Immediately following the overcharging investigation, Whole Foods executives said the company has taken steps to address and prevent the issue from reoccurring.
“I want to emphasize these were not systematic, but rather caused by inadvertent human error,” Mr. Robb said. “Clear and transparent pricing is integral to how we operate. We have taken immediate steps to address these issues, including improving our training regarding in-store packing, weighing, and labeling processes, and expanding our third-party auditing process company-wide.”
John Mackey, co-c.e.o., said measuring errors occur in any supermarket.
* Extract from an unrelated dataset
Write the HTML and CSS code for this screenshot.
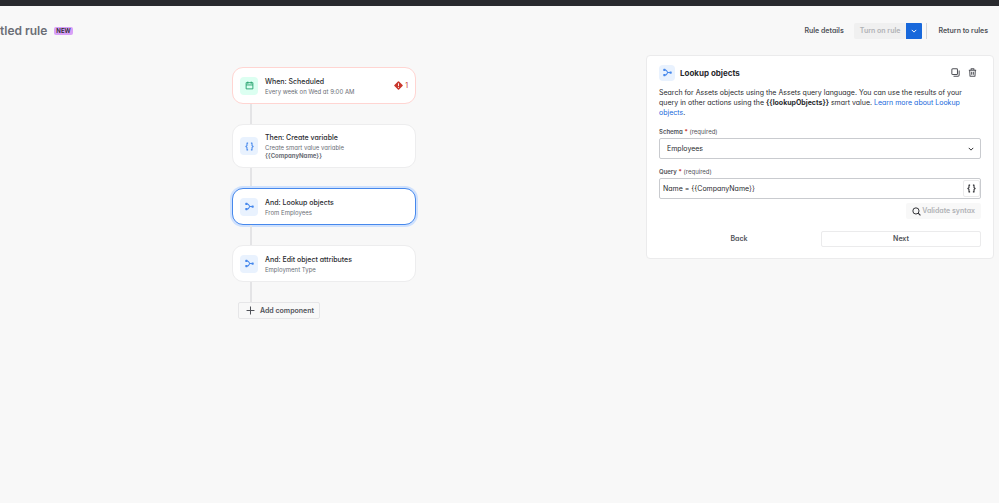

“We’re not sure why Whole Foods was singled out for this attention,” he said. “We don’t know why the media ran wild with this. Our error rates are very small. We’ve done our own auditing. We put in procedures now so that we can perhaps be perfect, but we believe an objective evaluation, if you compare Whole Foods’ record, these are inadvertent errors, and there’s no systematic mistakes being made here. It’s a very small percentage of our total product.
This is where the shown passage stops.